— Begin INFORMATION GIVEN —

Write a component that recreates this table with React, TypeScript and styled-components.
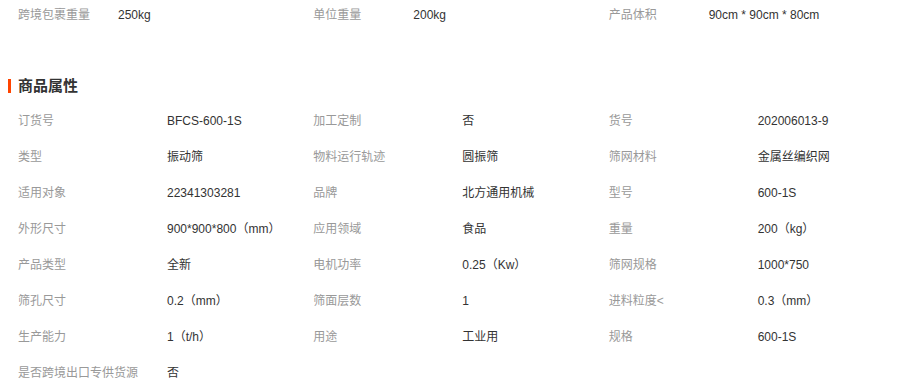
import React from 'react';
import styled, { createGlobalStyle } from 'styled-components';

const GlobalStyle = createGlobalStyle`
    body {
        margin: 0;
        background: #fff;
        font-family: 'Liberation Sans', 'Noto Sans CJK SC', sans-serif;
        font-size: 12px;
        line-height: 18px;
        color: #333;
    }
`;

const topInfo = [
    { label: '跨境包裹重量', value: '250kg' },
    { label: '单位重量', value: '200kg' },
    { label: '产品体积', value: '90cm * 90cm * 80cm' },
];

const attrs = [
    ['订货号', 'BFCS-600-1S'],
    ['加工定制', '否'],
    ['货号', '202006013-9'],
    ['类型', '振动筛'],
    ['物料运行轨迹', '圆振筛'],
    ['筛网材料', '金属丝编织网'],
    ['适用对象', '22341303281'],
    ['品牌', '北方通用机械'],
    ['型号', '600-1S'],
    ['外形尺寸', '900*900*800（mm）'],
    ['应用领域', '食品'],
    ['重量', '200（kg）'],
    ['产品类型', '全新'],
    ['电机功率', '0.25（Kw）'],
    ['筛网规格', '1000*750'],
    ['筛孔尺寸', '0.2（mm）'],
    ['筛面层数', '1'],
    ['进料粒度<', '0.3（mm）'],
    ['生产能力', '1（t/h）'],
    ['用途', '工业用'],
    ['规格', '600-1S'],
    ['是否跨境出口专供货源', '否'],
];

export default function App() {
    return (
        <>
            <GlobalStyle />
            <Page>
                <Grid>
                    {topInfo.map((item) => (
                        <Cell key={item.label} short>
                            <Label width={100}>{item.label}</Label>
                            <Value>{item.value}</Value>
                        </Cell>
                    ))}
                </Grid>
                <Title>商品属性</Title>
                <Grid>
                    {attrs.map(([label, value]) => (
                        <Cell key={label}>
                            <Label width={149}>{label}</Label>
                            <Value>{value}</Value>
                        </Cell>
                    ))}
                </Grid>
            </Page>
        </>
    );
}

const Page = styled.div`
    width: 916px;
    height: 391px;
    overflow: hidden;
`;

const Grid = styled.div`
    display: grid;
    grid-template-columns: repeat(3, 1fr);
    width: 886px;
    padding-left: 18px;
`;

const Cell = styled.div<{ short?: boolean }>`
    display: flex;
    align-items: baseline;
    padding-top: ${(props) => (props.short ? '6px' : '9px')};
    height: ${(props) => (props.short ? '22px' : '27px')};
    white-space: nowrap;
`;

const Label = styled.span<{ width: number }>`
    width: ${(props) => props.width}px;
    flex-shrink: 0;
    color: #999;
`;

const Value = styled.span`
    color: #333;
`;

const Title = styled.h3`
    display: flex;
    align-items: center;
    margin: 48px 0 7px 8px;
    height: 20px;
    line-height: 20px;
    font-size: 15px;
    font-weight: bold;
    color: #333;

    &::before {
        content: '';
        display: block;
        width: 3px;
        height: 14px;
        margin-right: 7px;
        background-color: #ff4400;
    }
`;
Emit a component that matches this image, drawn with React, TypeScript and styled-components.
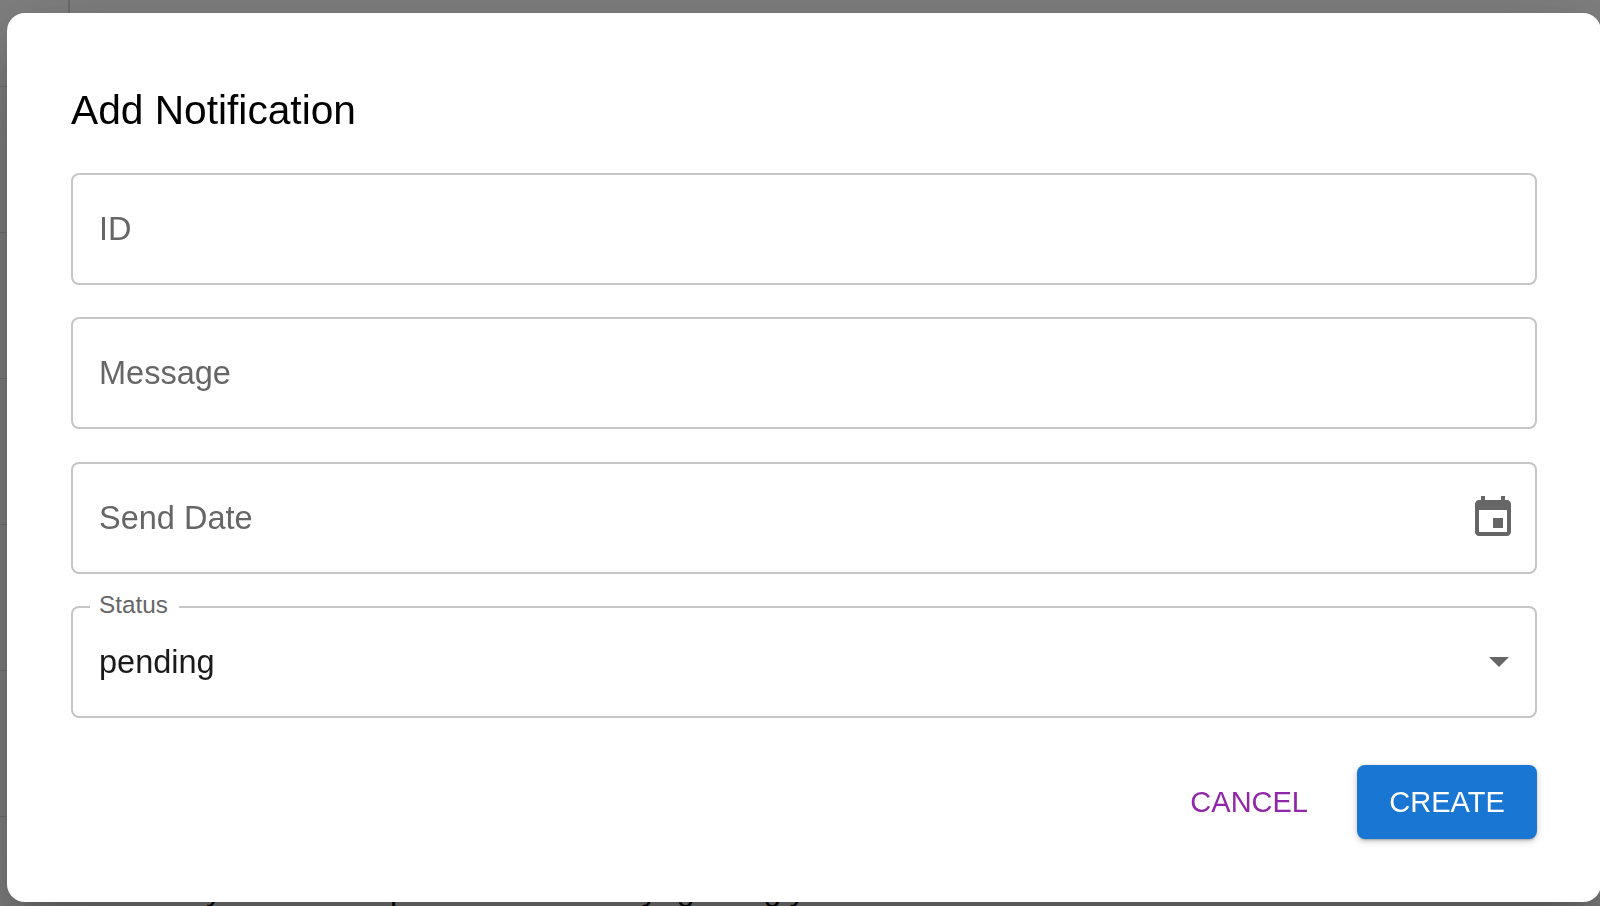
import React from "react";
import styled, { createGlobalStyle } from "styled-components";

const GlobalStyle = createGlobalStyle`
  html, body {
    margin: 0;
    height: 906px;
    overflow: hidden;
    background: #fff;
    font-family: "Liberation Sans", Arial, sans-serif;
  }
`;

const Page = styled.div`
  height: 906px;
  overflow: hidden;
`;

const HeadRow = styled.div`
  height: 86px;
  border-bottom: 1px solid #e0e0e0;
`;

const HeadCell = styled.div`
  height: 100%;
  margin-left: 68px;
  border-left: 2px solid #d8d8d8;
`;

const TableRow = styled.div`
  height: 145px;
  border-bottom: 1px solid #e0e0e0;
`;

const NoteLine = styled.div`
  display: flex;
  height: 40px;
  margin-top: 52px;
  padding-left: 206px;
  font-size: 32px;
  line-height: 40px;
  color: #000;
`;

const Tail = styled.span<{ $gap: number }>`
  margin-left: ${(p) => p.$gap}px;
`;

const Backdrop = styled.div`
  position: fixed;
  inset: 0;
  background: rgba(0, 0, 0, 0.5);
  padding: 13px 0 4px 7px;
  box-sizing: border-box;
  display: flex;
`;

const Dialog = styled.div`
  width: 1594px;
  flex-shrink: 0;
  box-sizing: border-box;
  background: #fff;
  border-radius: 18px;
  padding: 0 64px;
  box-shadow: 0 22px 30px -14px rgba(0, 0, 0, 0.2),
    0 48px 76px 6px rgba(0, 0, 0, 0.14), 0 18px 92px 16px rgba(0, 0, 0, 0.12);
`;

const Title = styled.h2`
  margin: 0;
  height: 160.2px;
  padding-top: 71px;
  box-sizing: border-box;
  font-size: 40.7px;
  line-height: 52px;
  font-weight: 400;
  color: #000;
`;

const Fields = styled.div`
  display: flex;
  flex-direction: column;
  gap: 32.2px;
`;

const Field = styled.div`
  position: relative;
  height: 112px;
  box-sizing: border-box;
  border: 2px solid #c6c6c6;
  border-radius: 8px;
  padding: 1px 12px 0 26px;
  display: flex;
  align-items: center;
  justify-content: space-between;
  font-size: 32.5px;
`;

const Placeholder = styled.span`
  color: #666;
`;

const Value = styled.span`
  color: #1a1a1a;
`;

const FloatLabel = styled.label`
  position: absolute;
  left: 17px;
  top: -17px;
  padding: 0 11px 0 9px;
  background: #fff;
  font-size: 24.3px;
  line-height: 28px;
  color: #666;
`;

const Icon = styled.svg<{ $nudge?: number }>`
  width: 48px;
  height: 48px;
  fill: #666;
  flex-shrink: 0;
  margin-right: ${(p) => p.$nudge ?? 0}px;
`;

const Actions = styled.div`
  display: flex;
  justify-content: flex-end;
  align-items: center;
  gap: 33px;
  margin-top: 47.3px;
`;

const TextButton = styled.button`
  border: 0;
  background: none;
  padding: 2px 16px 0;
  height: 73.5px;
  font-family: inherit;
  font-size: 29px;
  color: #9027a8;
  cursor: pointer;
`;

const PrimaryButton = styled.button`
  border: 0;
  width: 180px;
  height: 73.5px;
  padding: 2px 0 0;
  border-radius: 8px;
  background: #1976d2;
  color: #fff;
  font-family: inherit;
  font-size: 29px;
  cursor: pointer;
  box-shadow: 0 3px 2px -2px rgba(0, 0, 0, 0.2), 0 2px 4px 0 rgba(0, 0, 0, 0.14),
    0 2px 10px 0 rgba(0, 0, 0, 0.12);
`;

const App: React.FC = () => {
  return (
    <>
      <GlobalStyle />
      <Page>
        <HeadRow>
          <HeadCell />
        </HeadRow>
        {[0, 1, 2, 3, 4].map((n) => (
          <TableRow key={n} />
        ))}
        <NoteLine>
          <Tail $gap={0}>y</Tail>
          <Tail $gap={168}>p</Tail>
          <Tail $gap={234}>y</Tail>
          <Tail $gap={19}>g</Tail>
          <Tail $gap={69}>g</Tail>
          <Tail $gap={8}>y</Tail>
        </NoteLine>
      </Page>
      <Backdrop>
        <Dialog role="dialog">
          <Title>Add Notification</Title>
          <Fields>
            <Field>
              <Placeholder>ID</Placeholder>
            </Field>
            <Field>
              <Placeholder>Message</Placeholder>
            </Field>
            <Field>
              <Placeholder>Send Date</Placeholder>
              <Icon $nudge={6} viewBox="0 0 24 24">
                <path d="M17 12h-5v5h5v-5zM16 1v2H8V1H6v2H5c-1.11 0-1.99.9-1.99 2L3 19c0 1.1.89 2 2 2h14c1.1 0 2-.9 2-2V5c0-1.1-.9-2-2-2h-1V1h-2zm3 18H5V8h14v11z" />
              </Icon>
            </Field>
            <Field>
              <FloatLabel>Status</FloatLabel>
              <Value>pending</Value>
              <Icon viewBox="0 0 24 24">
                <path d="M7 9.5l5 5 5-5z" />
              </Icon>
            </Field>
          </Fields>
          <Actions>
            <TextButton>CANCEL</TextButton>
            <PrimaryButton>CREATE</PrimaryButton>
          </Actions>
        </Dialog>
      </Backdrop>
    </>
  );
};

export default App;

— End INFORMATION GIVEN —

WHAT IS REQUIRED:
In the records above, locate the lines holding the word "with". Copy each of them.

REPLY TO THE EXERCISE:
Write a component that recreates this table with React, TypeScript and styled-components.
Emit a component that matches this image, drawn with React, TypeScript and styled-components.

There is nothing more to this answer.